**EXERCISE REQUIREMENTS**
All lines in which the word "page" occurs are to be extracted.

■ ■ ■ ■

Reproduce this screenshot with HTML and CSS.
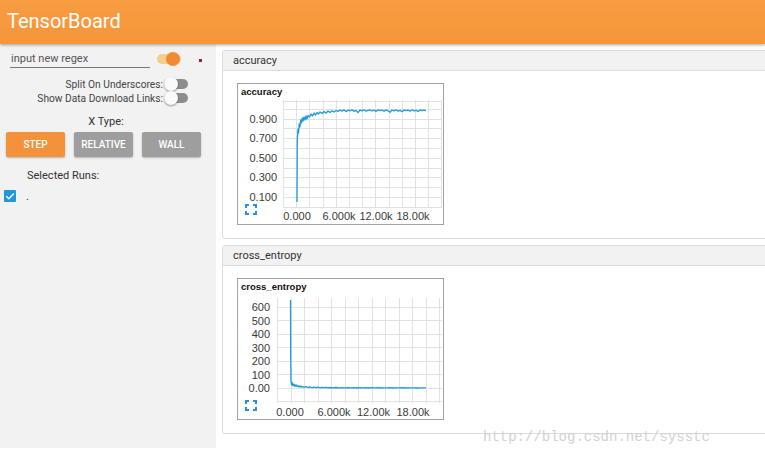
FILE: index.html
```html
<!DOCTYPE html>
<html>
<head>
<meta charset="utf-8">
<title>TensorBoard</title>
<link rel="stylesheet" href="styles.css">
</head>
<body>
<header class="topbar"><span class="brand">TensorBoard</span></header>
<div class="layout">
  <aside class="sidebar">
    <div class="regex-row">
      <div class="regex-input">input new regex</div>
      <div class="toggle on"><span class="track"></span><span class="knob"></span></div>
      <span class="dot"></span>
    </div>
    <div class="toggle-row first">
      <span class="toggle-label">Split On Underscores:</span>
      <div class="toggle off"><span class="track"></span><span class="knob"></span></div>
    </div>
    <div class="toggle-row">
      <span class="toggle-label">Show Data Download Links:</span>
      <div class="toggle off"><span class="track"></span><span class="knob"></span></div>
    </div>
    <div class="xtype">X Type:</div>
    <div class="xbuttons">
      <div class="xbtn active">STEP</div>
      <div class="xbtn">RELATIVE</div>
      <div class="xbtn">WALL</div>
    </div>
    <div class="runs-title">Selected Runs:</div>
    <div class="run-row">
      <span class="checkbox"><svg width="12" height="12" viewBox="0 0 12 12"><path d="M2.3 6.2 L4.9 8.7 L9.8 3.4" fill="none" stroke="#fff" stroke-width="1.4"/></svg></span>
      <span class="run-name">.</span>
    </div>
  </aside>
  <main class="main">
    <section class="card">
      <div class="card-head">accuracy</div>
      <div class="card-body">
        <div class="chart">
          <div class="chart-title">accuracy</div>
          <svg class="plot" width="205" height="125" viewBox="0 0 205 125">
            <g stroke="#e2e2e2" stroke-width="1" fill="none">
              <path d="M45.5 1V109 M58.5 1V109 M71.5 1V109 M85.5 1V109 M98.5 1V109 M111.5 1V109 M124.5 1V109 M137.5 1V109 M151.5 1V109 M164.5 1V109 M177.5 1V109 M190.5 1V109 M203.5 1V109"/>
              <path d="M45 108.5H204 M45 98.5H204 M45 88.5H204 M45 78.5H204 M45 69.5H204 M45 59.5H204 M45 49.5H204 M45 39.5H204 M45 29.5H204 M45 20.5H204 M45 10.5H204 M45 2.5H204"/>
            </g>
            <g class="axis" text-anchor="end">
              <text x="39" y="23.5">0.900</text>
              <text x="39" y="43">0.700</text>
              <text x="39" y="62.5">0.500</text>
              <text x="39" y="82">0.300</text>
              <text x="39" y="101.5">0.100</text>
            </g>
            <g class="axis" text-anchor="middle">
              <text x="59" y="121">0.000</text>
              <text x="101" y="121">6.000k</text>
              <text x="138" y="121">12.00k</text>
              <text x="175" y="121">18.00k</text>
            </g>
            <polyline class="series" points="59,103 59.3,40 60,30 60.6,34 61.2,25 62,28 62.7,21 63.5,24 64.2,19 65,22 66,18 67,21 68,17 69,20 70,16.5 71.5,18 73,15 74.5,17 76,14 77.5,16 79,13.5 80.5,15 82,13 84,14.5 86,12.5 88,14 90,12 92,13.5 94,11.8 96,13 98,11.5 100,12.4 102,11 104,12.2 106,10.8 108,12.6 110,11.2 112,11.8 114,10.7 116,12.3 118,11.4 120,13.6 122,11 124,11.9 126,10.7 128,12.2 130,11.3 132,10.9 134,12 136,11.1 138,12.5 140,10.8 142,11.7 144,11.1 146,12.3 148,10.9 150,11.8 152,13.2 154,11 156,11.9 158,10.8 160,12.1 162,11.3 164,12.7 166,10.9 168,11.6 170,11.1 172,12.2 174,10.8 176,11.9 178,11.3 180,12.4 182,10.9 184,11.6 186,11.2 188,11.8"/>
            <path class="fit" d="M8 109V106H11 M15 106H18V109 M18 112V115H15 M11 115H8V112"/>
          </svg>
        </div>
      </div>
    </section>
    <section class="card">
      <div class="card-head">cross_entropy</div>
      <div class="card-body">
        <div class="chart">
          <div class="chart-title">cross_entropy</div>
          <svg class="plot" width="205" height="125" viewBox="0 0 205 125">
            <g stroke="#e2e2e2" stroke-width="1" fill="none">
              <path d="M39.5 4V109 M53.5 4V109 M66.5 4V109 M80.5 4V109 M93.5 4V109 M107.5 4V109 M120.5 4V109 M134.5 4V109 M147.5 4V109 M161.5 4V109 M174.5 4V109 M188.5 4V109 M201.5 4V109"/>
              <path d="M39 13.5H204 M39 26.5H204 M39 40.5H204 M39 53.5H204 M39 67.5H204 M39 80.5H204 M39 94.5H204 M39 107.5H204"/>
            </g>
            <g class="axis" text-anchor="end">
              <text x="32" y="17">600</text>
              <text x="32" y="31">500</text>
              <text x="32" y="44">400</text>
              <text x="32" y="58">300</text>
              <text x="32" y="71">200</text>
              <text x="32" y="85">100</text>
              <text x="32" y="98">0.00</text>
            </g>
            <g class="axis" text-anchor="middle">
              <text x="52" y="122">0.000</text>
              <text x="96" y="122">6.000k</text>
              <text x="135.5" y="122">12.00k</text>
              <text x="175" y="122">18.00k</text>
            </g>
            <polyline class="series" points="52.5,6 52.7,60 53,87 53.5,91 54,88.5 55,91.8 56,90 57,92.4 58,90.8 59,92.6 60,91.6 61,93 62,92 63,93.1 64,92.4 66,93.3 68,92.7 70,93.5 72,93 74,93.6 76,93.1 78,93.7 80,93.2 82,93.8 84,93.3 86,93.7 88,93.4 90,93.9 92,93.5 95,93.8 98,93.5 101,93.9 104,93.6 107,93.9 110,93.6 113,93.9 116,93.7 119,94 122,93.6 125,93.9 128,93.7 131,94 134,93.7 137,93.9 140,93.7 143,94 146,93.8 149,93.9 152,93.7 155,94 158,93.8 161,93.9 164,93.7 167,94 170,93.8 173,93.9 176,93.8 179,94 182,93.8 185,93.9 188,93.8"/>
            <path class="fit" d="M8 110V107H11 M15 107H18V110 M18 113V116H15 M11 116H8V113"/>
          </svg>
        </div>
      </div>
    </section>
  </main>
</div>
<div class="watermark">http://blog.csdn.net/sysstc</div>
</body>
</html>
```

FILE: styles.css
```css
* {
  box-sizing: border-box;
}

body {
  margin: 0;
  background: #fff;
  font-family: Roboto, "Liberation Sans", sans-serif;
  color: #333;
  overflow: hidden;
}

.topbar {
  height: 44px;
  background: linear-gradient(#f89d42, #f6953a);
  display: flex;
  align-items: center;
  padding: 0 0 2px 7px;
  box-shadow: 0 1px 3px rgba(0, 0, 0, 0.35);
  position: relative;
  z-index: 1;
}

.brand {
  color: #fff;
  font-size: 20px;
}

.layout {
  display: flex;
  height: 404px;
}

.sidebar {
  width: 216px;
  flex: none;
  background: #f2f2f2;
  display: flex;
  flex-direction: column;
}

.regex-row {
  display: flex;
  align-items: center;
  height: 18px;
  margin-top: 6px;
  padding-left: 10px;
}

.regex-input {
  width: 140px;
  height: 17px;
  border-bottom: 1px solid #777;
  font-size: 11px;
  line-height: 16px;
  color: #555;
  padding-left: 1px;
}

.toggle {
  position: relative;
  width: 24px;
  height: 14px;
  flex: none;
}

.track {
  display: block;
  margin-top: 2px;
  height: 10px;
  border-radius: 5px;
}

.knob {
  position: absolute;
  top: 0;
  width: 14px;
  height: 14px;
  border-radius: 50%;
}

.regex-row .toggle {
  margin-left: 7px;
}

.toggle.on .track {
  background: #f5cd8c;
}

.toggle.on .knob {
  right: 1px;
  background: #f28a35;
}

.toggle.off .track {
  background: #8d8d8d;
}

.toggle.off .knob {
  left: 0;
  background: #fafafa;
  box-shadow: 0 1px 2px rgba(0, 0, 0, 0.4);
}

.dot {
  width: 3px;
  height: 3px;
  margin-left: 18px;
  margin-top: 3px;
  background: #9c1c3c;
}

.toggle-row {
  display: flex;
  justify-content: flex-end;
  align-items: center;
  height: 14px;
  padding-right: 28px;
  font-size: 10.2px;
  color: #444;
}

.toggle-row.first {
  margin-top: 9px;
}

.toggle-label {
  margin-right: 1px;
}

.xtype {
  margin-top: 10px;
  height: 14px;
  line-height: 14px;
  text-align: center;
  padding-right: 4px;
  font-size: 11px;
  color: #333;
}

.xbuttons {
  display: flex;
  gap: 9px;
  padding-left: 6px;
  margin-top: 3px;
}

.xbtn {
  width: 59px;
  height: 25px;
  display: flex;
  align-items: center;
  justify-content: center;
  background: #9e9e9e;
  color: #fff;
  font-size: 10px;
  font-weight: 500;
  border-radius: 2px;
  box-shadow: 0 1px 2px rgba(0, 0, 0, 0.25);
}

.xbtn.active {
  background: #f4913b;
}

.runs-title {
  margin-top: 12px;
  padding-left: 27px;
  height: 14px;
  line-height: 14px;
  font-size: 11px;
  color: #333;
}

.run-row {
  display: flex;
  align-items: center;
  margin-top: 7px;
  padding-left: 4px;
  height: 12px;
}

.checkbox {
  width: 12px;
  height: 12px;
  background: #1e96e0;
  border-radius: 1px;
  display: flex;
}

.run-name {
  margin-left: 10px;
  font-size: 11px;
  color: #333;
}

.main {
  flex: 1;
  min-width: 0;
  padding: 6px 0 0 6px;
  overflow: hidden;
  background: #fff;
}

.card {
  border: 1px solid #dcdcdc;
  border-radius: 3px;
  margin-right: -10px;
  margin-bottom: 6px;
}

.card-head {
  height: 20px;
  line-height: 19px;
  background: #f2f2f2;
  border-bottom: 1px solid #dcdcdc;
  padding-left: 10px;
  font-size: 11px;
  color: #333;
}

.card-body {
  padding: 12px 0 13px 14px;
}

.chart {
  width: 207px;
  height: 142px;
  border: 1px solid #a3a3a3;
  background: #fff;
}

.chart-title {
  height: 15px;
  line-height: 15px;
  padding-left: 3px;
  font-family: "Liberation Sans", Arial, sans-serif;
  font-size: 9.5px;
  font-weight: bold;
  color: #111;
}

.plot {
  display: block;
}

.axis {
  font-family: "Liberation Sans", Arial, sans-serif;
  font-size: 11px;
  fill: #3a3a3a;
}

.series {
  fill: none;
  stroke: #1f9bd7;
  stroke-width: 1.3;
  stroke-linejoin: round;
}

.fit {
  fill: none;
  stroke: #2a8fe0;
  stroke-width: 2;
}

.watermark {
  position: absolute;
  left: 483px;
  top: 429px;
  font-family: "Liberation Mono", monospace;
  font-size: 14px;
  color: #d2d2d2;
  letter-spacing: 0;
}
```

■ ■ ■ ■

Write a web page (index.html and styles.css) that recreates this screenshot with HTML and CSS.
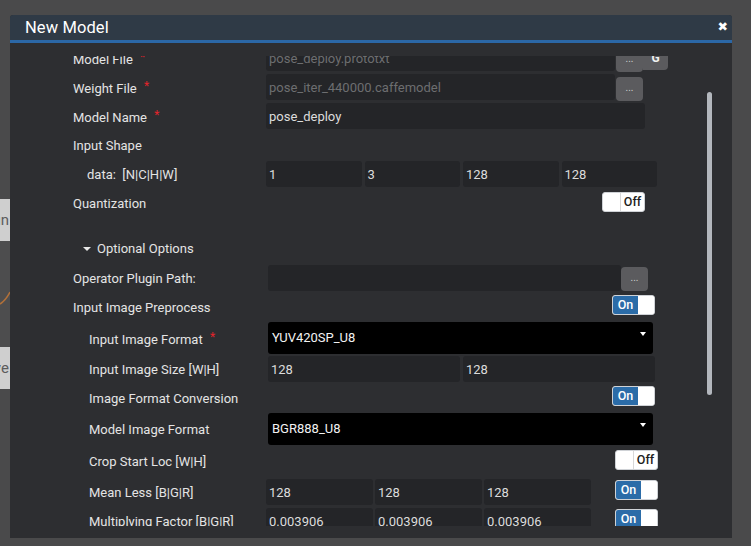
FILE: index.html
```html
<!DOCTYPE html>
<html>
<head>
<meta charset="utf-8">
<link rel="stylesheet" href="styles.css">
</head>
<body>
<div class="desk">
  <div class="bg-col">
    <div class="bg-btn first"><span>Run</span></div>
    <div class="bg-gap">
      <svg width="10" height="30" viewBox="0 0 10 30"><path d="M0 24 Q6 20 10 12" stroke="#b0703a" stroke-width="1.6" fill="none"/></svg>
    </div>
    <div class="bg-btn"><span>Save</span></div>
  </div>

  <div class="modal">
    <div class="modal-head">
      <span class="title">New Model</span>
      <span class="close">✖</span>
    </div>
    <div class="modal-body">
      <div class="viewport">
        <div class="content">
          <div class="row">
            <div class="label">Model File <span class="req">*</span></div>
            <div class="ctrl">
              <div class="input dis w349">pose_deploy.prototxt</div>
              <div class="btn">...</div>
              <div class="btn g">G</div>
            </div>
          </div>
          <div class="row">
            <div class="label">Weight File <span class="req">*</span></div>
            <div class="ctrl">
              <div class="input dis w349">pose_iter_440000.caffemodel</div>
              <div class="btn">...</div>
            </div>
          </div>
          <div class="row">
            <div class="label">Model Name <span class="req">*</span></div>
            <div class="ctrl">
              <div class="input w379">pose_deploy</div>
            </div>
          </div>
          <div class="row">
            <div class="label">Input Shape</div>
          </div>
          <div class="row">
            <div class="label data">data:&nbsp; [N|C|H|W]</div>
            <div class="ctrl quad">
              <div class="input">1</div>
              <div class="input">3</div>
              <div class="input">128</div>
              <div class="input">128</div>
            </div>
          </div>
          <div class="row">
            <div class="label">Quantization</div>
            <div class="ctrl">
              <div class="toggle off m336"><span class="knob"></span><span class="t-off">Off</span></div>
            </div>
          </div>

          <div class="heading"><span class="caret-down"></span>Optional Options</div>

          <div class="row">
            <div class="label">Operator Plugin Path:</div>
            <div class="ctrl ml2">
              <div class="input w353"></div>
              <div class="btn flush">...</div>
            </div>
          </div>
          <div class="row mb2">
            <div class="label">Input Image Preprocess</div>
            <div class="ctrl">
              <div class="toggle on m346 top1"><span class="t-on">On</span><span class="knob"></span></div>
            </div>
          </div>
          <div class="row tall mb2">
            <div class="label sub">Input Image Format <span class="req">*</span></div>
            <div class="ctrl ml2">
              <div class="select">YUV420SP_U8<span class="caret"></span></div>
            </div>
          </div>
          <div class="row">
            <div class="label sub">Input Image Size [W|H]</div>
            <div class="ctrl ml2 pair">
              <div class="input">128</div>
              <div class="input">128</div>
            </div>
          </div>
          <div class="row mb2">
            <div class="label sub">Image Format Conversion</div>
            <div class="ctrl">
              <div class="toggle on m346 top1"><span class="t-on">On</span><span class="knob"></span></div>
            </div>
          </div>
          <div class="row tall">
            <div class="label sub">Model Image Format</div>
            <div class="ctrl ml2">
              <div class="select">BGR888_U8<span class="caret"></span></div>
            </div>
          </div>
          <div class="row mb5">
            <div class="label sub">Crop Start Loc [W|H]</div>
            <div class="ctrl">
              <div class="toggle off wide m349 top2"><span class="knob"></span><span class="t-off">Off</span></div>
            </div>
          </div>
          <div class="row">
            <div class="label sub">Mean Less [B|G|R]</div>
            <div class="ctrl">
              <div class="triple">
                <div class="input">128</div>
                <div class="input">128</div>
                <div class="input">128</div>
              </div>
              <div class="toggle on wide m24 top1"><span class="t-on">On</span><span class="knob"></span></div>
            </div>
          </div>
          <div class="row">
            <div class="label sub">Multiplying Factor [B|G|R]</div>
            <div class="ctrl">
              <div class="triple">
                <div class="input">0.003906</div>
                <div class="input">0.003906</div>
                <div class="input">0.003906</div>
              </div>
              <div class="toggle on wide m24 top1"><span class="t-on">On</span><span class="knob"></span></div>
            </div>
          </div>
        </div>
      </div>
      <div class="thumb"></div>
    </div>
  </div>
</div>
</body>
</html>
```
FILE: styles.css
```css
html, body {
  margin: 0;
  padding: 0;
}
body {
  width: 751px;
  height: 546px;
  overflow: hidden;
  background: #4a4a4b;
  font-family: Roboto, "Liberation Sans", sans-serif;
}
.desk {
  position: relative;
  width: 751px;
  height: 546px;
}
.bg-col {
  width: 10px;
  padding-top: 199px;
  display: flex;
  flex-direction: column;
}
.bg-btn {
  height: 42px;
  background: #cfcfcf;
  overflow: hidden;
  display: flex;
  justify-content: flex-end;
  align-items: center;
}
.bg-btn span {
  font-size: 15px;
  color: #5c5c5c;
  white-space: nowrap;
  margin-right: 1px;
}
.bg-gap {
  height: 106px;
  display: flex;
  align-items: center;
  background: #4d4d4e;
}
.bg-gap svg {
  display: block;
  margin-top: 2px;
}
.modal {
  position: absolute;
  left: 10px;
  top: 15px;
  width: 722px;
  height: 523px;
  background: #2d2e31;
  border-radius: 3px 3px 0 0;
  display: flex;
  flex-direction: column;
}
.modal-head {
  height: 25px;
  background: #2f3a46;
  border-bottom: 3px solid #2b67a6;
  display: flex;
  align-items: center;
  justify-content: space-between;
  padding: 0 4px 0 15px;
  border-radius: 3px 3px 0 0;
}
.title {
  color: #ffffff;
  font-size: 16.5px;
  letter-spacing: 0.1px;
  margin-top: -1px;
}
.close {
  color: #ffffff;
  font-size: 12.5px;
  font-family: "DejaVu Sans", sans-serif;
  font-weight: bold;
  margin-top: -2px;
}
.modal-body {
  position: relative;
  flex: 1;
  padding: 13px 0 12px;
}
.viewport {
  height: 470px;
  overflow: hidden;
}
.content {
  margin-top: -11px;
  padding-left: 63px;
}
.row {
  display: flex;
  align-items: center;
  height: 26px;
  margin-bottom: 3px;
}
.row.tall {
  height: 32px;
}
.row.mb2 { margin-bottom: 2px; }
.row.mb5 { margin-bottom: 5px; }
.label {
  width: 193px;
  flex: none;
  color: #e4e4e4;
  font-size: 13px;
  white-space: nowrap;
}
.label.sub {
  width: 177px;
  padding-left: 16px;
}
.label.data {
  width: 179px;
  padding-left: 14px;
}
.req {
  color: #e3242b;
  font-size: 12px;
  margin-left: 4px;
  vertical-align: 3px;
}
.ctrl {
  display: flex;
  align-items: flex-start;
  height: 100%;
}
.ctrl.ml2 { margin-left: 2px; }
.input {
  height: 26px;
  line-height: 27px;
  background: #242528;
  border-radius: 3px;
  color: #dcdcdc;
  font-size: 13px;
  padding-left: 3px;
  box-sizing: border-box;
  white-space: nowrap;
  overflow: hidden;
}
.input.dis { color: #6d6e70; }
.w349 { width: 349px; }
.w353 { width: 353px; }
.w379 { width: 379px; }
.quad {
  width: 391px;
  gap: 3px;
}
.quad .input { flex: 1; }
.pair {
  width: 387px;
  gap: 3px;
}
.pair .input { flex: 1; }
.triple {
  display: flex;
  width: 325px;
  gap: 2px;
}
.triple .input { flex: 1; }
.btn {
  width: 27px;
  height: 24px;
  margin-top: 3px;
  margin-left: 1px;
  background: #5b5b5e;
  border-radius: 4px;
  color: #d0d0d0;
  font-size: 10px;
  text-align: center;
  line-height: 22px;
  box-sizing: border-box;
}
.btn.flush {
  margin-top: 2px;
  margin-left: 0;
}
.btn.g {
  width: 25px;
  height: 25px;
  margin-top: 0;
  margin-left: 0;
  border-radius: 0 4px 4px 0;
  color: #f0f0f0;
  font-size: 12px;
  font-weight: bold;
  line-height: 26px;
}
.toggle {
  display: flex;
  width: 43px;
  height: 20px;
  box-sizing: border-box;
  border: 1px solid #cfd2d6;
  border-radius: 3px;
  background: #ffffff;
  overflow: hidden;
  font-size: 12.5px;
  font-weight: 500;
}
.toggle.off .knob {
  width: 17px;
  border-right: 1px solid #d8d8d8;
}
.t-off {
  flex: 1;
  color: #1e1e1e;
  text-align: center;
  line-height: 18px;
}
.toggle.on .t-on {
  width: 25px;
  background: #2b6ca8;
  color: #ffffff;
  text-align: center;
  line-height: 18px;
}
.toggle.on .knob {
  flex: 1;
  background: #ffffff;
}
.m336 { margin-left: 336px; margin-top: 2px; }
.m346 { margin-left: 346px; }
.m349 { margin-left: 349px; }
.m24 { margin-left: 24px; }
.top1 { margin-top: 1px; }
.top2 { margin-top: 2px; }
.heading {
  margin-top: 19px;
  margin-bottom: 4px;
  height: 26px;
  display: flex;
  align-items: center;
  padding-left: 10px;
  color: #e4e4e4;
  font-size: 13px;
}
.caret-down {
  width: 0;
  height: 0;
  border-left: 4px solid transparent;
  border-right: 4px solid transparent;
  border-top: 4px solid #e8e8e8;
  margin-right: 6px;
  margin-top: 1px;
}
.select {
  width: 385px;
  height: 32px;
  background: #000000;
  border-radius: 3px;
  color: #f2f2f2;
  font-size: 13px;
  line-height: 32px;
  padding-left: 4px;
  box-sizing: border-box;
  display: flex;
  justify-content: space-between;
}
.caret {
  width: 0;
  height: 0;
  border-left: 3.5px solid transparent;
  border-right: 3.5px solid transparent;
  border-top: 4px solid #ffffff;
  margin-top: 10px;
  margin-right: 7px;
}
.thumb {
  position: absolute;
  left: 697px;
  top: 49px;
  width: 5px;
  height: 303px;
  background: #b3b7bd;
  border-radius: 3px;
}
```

■ ■ ■ ■

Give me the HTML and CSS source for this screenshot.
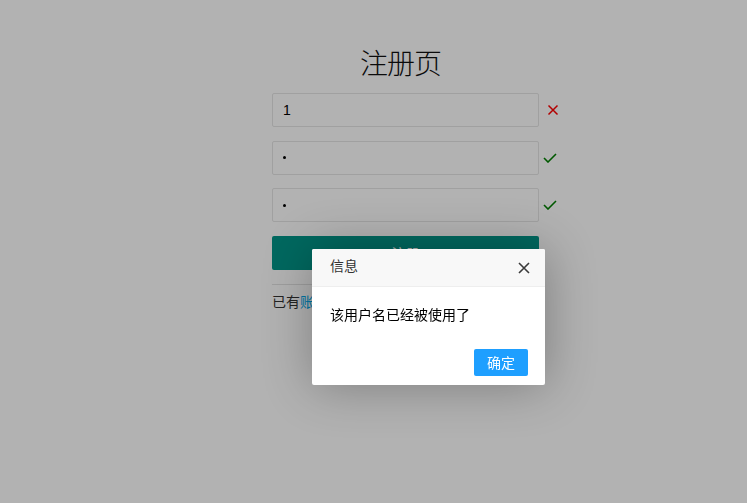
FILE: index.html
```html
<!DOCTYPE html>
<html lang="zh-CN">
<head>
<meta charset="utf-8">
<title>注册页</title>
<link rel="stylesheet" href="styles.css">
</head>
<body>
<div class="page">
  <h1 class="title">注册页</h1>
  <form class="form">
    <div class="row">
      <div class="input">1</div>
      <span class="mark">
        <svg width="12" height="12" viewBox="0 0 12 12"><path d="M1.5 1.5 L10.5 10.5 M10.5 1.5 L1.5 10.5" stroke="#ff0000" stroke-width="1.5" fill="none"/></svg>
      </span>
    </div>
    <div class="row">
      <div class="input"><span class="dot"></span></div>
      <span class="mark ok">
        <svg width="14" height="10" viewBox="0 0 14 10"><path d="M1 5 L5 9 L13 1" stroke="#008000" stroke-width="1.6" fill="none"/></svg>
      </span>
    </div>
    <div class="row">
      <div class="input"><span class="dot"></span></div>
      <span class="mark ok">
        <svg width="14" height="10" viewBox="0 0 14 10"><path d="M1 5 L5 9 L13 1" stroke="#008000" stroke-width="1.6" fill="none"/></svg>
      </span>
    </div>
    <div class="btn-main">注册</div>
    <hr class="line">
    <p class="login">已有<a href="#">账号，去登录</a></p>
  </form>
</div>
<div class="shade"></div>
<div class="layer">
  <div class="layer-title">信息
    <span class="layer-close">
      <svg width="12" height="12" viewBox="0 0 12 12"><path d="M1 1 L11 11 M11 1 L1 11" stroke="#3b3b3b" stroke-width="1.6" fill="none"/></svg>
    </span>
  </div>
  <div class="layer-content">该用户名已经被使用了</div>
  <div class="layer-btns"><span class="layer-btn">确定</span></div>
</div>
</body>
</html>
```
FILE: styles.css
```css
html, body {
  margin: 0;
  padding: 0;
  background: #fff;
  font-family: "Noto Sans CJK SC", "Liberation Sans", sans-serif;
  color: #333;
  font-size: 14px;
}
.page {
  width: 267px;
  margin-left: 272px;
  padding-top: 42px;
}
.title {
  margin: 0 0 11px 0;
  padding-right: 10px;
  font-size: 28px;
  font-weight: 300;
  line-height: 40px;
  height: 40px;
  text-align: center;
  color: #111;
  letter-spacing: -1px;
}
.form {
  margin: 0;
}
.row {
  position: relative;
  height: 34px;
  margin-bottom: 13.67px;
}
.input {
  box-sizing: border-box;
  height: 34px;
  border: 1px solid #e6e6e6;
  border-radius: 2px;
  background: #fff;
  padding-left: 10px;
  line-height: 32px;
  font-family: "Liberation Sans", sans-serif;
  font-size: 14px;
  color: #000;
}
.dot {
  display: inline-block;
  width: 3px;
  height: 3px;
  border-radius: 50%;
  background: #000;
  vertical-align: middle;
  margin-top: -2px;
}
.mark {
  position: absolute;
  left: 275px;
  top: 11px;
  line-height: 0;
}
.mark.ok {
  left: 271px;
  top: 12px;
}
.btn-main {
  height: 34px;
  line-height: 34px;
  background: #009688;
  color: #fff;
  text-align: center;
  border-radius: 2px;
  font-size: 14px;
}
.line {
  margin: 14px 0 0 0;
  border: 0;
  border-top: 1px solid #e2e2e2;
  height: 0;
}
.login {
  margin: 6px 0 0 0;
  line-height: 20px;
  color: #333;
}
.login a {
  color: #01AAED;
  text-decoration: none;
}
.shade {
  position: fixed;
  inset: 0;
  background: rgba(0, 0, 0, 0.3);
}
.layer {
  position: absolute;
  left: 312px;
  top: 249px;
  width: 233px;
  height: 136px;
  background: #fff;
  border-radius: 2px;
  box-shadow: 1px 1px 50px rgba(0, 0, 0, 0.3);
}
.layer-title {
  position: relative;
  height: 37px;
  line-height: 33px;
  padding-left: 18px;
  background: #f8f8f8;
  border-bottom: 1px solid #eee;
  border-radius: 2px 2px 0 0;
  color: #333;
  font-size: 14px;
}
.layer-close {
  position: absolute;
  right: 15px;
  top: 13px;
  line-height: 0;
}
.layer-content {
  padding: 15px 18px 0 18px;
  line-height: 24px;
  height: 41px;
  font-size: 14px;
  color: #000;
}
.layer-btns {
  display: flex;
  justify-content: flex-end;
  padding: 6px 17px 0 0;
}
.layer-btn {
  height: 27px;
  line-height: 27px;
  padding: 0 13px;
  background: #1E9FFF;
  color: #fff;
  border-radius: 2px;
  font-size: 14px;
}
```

■ ■ ■ ■

**WORKED ANSWER**
Write a web page (index.html and styles.css) that recreates this screenshot with HTML and CSS.
<div class="page">
.page {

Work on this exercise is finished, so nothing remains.